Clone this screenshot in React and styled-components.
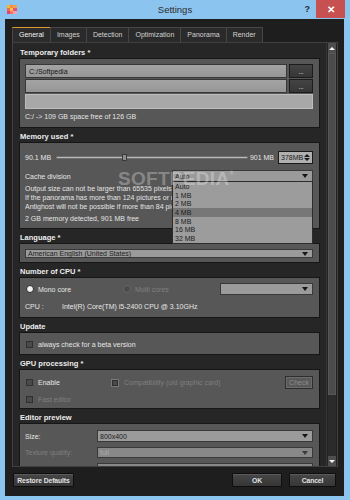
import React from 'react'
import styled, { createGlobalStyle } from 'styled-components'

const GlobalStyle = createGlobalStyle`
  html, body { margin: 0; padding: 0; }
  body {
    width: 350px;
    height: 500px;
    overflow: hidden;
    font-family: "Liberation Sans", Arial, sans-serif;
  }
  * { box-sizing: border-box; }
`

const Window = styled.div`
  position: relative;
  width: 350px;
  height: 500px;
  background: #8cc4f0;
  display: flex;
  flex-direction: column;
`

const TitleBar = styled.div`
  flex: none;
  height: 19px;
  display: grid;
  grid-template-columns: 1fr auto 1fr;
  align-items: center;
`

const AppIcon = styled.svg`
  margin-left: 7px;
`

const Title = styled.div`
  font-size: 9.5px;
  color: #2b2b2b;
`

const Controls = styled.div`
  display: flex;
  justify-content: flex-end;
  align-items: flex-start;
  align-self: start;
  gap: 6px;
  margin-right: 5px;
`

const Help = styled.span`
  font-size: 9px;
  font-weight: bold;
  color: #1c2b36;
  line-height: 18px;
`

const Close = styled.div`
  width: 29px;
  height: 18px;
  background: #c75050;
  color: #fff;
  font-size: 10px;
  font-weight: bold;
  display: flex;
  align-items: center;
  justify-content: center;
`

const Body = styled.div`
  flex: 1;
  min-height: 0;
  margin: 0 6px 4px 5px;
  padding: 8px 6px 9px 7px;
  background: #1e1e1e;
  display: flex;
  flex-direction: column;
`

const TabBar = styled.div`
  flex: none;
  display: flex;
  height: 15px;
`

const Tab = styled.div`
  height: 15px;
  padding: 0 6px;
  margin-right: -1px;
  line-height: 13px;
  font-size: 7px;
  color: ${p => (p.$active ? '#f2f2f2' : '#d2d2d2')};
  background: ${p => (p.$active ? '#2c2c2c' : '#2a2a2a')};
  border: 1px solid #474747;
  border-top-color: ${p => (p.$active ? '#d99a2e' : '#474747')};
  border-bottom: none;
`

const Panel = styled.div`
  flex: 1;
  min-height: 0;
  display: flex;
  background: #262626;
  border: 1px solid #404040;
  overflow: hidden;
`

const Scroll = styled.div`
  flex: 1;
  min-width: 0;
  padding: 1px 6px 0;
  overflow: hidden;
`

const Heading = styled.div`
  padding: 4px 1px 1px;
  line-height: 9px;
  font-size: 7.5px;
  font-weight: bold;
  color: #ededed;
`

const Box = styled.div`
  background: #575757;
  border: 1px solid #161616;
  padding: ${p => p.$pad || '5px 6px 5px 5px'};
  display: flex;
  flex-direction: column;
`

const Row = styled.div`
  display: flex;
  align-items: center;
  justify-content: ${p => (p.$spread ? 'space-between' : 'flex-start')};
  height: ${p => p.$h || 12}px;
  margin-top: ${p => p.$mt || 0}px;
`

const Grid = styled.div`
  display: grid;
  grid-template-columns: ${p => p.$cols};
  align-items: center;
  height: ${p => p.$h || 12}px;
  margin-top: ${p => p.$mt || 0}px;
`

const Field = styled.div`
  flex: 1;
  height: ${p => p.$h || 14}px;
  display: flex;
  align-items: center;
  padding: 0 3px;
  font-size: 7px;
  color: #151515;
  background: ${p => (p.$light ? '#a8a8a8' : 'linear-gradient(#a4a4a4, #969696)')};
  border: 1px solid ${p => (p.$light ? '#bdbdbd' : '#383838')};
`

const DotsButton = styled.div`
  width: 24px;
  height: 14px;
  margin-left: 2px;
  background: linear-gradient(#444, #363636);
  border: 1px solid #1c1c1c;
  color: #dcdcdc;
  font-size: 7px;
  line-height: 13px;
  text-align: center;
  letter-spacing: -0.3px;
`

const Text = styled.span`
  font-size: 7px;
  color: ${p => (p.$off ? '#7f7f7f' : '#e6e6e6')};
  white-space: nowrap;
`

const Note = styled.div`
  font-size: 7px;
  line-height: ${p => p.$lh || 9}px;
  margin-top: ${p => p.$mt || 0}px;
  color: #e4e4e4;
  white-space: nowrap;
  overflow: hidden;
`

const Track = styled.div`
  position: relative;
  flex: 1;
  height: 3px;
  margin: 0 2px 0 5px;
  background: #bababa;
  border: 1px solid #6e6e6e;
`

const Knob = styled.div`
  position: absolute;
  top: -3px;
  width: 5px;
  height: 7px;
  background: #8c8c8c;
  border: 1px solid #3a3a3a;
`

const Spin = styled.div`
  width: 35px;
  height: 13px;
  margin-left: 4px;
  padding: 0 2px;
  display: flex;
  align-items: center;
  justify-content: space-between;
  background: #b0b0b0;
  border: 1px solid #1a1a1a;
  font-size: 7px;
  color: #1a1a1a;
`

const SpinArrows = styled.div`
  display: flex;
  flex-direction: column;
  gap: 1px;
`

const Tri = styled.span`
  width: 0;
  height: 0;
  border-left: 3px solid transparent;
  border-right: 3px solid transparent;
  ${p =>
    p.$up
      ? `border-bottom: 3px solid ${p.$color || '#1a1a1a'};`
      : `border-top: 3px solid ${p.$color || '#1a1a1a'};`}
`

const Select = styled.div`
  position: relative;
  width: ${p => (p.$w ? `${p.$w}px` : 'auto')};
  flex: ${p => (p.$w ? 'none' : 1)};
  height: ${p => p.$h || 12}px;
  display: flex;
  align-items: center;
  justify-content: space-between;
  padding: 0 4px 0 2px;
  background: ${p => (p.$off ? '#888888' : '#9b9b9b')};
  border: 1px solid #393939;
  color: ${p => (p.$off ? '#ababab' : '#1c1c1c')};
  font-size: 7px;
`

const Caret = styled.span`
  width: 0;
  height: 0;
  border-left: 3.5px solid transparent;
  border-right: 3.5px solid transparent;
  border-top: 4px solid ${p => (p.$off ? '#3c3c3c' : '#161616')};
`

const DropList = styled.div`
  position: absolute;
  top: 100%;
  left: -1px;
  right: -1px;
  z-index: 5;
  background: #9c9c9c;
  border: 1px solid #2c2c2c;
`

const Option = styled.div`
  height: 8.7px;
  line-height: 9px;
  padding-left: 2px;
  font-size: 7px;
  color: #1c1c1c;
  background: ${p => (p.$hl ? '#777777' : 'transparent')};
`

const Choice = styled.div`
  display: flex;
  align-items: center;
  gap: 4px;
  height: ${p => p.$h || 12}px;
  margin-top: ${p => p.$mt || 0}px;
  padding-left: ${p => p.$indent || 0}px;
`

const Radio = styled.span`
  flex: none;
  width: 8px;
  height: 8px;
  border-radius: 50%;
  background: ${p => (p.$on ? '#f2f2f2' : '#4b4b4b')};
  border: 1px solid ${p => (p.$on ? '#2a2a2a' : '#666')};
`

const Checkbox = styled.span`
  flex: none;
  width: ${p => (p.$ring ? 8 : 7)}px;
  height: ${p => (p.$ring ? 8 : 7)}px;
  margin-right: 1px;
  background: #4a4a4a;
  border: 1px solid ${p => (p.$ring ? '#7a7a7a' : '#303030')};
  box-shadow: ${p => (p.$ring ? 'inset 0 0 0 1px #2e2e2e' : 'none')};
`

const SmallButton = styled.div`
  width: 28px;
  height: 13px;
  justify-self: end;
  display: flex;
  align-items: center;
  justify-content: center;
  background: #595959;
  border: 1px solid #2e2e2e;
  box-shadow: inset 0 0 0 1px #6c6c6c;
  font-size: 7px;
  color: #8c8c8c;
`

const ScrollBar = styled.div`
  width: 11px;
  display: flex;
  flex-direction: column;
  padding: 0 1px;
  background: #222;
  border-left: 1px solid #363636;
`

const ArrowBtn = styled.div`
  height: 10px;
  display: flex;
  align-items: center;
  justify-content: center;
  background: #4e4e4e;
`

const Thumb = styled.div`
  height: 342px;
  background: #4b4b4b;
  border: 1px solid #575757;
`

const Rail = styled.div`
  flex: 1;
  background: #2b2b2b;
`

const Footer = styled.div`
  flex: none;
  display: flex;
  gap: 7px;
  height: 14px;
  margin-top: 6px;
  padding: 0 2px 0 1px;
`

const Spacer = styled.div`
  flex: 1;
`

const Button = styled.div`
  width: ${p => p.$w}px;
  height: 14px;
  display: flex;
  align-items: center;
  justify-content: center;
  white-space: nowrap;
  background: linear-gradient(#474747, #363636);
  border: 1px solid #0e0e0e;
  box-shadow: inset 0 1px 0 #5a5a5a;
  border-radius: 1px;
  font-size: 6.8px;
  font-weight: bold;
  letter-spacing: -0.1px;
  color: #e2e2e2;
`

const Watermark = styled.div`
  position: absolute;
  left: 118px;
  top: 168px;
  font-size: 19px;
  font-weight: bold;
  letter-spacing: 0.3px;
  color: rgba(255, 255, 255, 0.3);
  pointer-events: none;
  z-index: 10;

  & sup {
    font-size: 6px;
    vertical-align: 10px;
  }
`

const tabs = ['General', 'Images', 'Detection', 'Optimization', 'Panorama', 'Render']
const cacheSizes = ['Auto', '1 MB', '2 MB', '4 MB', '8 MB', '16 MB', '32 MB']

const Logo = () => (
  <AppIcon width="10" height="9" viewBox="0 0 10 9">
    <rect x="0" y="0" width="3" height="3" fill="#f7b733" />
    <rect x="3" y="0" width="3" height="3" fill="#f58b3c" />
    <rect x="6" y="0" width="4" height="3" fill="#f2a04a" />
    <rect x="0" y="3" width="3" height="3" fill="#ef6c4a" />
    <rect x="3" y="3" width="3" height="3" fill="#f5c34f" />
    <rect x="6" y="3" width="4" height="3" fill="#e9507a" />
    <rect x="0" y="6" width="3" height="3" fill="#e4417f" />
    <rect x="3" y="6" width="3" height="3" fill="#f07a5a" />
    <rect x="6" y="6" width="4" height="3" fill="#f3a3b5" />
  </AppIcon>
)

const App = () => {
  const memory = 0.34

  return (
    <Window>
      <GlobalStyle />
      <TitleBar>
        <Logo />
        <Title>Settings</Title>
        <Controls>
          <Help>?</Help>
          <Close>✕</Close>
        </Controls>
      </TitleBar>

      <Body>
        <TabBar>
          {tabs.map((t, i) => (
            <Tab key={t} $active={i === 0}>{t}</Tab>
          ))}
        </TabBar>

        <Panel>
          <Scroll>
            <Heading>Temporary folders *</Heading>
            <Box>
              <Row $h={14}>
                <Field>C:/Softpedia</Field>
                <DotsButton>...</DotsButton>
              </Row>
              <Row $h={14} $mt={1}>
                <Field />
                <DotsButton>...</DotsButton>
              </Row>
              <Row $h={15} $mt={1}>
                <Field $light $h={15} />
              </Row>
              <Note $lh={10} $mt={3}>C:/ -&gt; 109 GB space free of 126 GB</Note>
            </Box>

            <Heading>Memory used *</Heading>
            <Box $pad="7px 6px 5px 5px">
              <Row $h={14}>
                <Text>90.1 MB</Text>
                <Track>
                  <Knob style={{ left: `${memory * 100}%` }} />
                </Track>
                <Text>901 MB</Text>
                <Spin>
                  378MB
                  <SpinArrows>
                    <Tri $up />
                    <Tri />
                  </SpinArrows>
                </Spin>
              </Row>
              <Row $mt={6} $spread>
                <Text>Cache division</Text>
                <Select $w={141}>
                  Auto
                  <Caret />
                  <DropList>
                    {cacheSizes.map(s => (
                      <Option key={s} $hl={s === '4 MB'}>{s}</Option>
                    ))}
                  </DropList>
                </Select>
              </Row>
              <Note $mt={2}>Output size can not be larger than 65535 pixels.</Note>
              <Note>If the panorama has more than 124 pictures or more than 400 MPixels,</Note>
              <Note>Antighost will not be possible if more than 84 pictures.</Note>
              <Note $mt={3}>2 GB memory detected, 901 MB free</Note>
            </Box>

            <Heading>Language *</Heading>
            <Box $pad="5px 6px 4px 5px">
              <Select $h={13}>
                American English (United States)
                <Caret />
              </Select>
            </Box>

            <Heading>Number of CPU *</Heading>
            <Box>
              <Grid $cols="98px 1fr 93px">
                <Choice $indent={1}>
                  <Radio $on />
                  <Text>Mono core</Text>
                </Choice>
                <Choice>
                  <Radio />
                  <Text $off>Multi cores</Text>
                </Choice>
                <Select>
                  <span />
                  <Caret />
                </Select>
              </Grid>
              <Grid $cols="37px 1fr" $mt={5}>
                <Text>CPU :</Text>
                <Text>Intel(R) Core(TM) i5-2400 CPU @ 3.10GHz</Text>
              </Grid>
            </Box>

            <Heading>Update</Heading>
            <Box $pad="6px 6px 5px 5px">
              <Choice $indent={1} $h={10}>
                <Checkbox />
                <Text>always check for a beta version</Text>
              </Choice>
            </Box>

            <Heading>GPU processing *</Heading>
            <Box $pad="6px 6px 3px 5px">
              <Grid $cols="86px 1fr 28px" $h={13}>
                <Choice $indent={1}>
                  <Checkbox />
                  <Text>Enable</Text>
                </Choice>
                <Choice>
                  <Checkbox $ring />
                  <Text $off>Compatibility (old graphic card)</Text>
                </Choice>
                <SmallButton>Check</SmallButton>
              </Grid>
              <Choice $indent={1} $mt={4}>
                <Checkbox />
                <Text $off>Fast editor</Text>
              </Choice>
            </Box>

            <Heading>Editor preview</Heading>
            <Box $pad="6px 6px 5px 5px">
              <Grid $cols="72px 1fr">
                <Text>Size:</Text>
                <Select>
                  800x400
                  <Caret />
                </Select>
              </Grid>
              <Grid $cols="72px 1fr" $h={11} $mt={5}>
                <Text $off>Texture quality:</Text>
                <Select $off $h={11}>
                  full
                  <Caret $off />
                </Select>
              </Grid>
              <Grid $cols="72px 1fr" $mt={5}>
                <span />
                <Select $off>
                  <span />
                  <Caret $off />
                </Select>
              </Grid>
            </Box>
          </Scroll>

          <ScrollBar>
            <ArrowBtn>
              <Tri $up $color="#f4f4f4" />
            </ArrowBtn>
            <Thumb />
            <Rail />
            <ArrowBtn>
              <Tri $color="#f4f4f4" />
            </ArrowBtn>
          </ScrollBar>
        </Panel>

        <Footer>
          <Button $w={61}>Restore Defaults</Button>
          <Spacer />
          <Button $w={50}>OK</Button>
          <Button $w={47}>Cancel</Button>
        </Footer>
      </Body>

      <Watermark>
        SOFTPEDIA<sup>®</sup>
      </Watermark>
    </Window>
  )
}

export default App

★ ★ ★ ★ ★

OBJECTIVE :: Report each line of the material above where the word "components" appears.

OUTPUT OF THE EXERCISE ::
Clone this screenshot in React and styled-components.
import styled, { createGlobalStyle } from 'styled-components'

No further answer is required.